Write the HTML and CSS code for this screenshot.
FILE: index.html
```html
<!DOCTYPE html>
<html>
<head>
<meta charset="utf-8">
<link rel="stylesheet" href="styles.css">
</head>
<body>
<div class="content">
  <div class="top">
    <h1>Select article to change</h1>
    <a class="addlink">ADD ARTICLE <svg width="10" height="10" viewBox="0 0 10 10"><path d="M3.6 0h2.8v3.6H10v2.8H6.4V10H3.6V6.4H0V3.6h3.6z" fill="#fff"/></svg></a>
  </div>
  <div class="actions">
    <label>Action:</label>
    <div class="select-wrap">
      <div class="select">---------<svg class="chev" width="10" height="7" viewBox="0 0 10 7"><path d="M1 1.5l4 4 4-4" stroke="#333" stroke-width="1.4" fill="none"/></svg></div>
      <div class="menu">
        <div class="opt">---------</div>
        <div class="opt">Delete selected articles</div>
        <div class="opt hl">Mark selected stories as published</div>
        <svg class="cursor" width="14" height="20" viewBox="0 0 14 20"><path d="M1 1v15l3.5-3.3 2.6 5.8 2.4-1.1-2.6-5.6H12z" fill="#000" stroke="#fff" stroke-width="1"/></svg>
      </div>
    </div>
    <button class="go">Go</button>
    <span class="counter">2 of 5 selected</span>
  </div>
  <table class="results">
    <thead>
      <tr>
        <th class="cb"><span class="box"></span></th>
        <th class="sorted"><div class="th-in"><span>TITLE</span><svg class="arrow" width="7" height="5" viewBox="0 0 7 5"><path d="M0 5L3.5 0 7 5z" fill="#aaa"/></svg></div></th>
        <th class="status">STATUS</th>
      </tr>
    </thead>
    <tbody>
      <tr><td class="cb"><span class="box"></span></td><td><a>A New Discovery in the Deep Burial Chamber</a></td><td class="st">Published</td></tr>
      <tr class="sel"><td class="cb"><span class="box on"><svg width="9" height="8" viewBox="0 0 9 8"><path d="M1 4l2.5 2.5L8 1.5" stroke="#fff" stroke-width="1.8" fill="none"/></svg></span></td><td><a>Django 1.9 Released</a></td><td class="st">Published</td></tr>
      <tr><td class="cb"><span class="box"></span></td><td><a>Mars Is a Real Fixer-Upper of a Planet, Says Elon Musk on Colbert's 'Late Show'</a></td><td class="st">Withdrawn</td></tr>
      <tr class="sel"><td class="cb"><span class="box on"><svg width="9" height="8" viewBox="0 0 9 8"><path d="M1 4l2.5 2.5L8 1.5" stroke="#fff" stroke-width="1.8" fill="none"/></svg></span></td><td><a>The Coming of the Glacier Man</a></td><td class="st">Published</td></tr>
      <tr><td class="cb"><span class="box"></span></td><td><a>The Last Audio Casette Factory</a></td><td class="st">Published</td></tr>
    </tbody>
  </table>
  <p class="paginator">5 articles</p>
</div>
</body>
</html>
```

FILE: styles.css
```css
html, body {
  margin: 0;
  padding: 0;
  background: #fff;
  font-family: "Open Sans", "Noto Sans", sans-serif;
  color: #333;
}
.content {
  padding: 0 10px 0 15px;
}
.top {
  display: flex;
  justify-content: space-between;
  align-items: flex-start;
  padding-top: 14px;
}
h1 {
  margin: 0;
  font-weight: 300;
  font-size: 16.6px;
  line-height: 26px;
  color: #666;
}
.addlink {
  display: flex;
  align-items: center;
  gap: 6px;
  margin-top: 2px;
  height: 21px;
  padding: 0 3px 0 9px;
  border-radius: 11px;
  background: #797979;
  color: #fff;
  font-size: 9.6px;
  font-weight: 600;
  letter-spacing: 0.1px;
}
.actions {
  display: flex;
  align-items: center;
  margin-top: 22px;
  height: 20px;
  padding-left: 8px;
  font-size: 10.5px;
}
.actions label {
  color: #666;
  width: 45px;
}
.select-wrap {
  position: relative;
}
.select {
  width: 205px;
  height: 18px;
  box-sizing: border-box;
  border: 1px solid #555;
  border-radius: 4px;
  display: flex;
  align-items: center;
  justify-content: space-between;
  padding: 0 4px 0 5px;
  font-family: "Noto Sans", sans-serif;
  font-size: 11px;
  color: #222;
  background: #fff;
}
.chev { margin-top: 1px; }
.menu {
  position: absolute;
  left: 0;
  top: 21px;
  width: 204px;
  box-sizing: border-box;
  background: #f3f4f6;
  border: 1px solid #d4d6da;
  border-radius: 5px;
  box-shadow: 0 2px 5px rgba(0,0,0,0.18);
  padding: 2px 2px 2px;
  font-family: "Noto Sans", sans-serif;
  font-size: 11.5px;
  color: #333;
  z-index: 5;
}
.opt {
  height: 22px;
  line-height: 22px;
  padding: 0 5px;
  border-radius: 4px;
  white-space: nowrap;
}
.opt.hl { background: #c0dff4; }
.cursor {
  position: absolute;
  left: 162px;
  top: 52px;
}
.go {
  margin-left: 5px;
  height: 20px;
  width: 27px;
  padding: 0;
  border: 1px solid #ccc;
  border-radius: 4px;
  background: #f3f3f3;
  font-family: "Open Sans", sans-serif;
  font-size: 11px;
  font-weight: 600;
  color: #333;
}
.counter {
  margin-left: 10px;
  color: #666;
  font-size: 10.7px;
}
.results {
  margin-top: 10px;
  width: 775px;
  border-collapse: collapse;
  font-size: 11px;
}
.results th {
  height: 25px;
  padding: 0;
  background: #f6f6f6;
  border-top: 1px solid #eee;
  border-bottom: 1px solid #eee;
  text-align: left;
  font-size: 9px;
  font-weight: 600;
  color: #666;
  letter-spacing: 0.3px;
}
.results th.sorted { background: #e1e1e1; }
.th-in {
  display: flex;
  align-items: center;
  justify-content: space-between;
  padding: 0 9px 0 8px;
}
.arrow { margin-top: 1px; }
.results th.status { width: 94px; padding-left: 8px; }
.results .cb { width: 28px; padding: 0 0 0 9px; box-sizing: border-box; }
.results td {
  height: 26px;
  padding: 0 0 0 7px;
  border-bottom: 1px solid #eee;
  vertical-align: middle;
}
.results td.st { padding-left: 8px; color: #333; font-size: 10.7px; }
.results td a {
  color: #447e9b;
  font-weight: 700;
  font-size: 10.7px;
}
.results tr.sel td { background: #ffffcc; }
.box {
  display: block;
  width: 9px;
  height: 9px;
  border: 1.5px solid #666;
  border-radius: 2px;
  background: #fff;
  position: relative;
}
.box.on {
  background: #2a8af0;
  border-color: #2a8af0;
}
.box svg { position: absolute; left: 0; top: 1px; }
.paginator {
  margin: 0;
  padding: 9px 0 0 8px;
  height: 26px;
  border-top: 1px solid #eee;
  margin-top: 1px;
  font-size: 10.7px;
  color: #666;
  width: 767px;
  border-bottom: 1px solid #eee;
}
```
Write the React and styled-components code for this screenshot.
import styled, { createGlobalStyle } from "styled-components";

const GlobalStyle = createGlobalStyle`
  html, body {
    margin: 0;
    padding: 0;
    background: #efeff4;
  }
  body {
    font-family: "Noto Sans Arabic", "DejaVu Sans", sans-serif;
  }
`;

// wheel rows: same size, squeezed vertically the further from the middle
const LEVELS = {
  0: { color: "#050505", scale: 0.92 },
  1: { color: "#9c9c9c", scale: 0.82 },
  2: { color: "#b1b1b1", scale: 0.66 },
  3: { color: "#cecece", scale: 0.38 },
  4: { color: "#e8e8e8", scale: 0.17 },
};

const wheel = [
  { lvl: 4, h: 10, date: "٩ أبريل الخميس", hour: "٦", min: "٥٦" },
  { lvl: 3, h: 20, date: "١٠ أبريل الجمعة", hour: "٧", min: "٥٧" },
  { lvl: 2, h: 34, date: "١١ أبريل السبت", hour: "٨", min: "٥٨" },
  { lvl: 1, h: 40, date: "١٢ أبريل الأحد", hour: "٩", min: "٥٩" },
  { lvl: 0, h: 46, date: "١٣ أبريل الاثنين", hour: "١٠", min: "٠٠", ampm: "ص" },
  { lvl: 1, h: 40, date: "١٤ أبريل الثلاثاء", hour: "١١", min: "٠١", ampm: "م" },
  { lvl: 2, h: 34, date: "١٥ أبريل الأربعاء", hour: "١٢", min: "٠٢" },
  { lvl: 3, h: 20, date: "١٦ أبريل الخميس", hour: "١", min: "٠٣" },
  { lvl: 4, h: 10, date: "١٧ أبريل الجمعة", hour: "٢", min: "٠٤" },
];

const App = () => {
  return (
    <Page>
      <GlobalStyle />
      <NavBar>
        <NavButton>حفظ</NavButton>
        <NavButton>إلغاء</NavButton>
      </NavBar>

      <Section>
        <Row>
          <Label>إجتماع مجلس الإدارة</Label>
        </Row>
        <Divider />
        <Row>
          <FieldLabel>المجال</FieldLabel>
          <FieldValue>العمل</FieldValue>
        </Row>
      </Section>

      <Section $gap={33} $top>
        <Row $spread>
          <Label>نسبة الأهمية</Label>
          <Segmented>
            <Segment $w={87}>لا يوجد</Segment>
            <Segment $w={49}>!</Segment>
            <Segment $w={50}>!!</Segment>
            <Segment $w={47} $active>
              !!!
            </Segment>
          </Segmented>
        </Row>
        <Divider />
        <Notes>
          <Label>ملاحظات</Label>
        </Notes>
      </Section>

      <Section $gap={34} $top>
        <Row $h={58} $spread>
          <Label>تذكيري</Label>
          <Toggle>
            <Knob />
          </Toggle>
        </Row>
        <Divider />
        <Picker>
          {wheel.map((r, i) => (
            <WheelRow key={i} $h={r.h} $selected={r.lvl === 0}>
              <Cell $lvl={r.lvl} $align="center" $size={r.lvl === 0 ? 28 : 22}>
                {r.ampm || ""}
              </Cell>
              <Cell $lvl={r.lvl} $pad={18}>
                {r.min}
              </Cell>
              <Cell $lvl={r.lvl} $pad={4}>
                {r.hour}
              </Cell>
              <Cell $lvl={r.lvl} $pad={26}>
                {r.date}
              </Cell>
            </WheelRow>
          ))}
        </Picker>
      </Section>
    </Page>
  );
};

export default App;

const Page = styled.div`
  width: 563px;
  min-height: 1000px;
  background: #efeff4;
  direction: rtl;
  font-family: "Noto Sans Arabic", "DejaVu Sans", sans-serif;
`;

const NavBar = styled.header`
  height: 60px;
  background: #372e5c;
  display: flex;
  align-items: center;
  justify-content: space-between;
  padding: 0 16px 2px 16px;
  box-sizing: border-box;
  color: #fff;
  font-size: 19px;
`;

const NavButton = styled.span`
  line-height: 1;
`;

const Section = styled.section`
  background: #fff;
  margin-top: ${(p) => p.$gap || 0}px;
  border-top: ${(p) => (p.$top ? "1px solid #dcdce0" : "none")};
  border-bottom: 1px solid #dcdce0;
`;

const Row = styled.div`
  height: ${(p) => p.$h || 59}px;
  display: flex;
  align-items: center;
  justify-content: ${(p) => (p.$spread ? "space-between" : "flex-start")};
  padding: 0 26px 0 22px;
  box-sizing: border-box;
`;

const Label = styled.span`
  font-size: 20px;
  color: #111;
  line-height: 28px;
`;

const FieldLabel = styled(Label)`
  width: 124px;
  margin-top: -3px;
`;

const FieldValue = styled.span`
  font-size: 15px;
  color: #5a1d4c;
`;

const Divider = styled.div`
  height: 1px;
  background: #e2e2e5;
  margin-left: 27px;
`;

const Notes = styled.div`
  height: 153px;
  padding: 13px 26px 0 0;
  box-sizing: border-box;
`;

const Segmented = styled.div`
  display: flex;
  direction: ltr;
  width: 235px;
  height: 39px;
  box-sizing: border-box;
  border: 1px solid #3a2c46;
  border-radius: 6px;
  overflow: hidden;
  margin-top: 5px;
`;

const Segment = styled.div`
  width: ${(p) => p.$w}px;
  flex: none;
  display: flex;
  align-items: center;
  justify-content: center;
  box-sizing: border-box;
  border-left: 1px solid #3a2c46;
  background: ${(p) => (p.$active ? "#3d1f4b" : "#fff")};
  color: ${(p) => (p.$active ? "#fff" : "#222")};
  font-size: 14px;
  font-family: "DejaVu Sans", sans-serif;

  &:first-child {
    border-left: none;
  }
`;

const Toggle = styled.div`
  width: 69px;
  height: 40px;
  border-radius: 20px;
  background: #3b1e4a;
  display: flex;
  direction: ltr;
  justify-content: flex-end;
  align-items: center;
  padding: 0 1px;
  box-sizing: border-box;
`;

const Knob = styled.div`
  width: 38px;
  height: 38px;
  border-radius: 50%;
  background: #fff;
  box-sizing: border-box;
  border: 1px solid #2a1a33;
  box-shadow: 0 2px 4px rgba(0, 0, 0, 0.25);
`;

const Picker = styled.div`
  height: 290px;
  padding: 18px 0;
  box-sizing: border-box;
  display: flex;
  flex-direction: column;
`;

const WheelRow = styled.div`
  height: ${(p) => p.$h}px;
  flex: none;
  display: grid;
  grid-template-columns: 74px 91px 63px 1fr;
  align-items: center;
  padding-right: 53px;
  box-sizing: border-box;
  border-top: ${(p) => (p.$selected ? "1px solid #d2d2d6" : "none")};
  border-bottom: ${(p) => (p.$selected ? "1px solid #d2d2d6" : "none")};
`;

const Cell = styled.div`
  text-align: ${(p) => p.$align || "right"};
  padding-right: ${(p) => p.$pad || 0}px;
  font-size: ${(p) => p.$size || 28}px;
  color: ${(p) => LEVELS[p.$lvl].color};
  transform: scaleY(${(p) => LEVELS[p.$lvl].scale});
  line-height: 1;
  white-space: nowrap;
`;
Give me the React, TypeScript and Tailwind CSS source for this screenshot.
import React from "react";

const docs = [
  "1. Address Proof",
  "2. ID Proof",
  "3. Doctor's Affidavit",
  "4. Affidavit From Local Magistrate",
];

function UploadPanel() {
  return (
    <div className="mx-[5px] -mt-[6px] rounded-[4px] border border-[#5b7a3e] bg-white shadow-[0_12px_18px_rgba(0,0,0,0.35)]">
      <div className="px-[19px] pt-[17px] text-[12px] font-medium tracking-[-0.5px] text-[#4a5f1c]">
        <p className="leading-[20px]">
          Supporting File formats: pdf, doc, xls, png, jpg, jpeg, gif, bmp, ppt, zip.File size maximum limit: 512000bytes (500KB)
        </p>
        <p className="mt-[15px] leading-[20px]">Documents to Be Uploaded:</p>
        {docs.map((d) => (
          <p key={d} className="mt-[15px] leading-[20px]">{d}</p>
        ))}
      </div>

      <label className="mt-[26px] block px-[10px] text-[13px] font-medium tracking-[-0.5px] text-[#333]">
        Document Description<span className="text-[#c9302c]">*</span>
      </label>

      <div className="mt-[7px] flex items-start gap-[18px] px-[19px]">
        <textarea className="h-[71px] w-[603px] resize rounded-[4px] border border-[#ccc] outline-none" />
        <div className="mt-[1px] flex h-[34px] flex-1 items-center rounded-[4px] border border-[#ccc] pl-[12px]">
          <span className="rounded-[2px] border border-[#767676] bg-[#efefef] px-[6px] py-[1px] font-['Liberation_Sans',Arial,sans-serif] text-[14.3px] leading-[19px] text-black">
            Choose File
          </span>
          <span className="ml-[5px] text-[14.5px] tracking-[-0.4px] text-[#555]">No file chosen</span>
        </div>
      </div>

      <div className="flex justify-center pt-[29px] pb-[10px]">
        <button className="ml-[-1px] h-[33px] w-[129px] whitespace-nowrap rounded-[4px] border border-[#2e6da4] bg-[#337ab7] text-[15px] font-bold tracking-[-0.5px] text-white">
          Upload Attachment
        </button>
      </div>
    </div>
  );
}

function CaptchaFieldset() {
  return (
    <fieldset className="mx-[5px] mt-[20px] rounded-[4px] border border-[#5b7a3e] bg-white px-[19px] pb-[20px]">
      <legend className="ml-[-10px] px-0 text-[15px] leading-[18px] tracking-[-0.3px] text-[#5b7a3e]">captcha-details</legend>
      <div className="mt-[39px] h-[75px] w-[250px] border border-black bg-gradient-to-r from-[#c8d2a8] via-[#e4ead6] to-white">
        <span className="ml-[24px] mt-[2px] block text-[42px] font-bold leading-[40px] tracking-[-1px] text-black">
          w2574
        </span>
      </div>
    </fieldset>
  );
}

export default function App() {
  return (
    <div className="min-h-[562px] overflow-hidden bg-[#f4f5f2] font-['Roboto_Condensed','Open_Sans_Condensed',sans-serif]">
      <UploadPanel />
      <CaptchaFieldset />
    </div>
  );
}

§ **Request**
Only a number is wanted: how many lines of the material above hold "components"?

§ **Result for this task**
2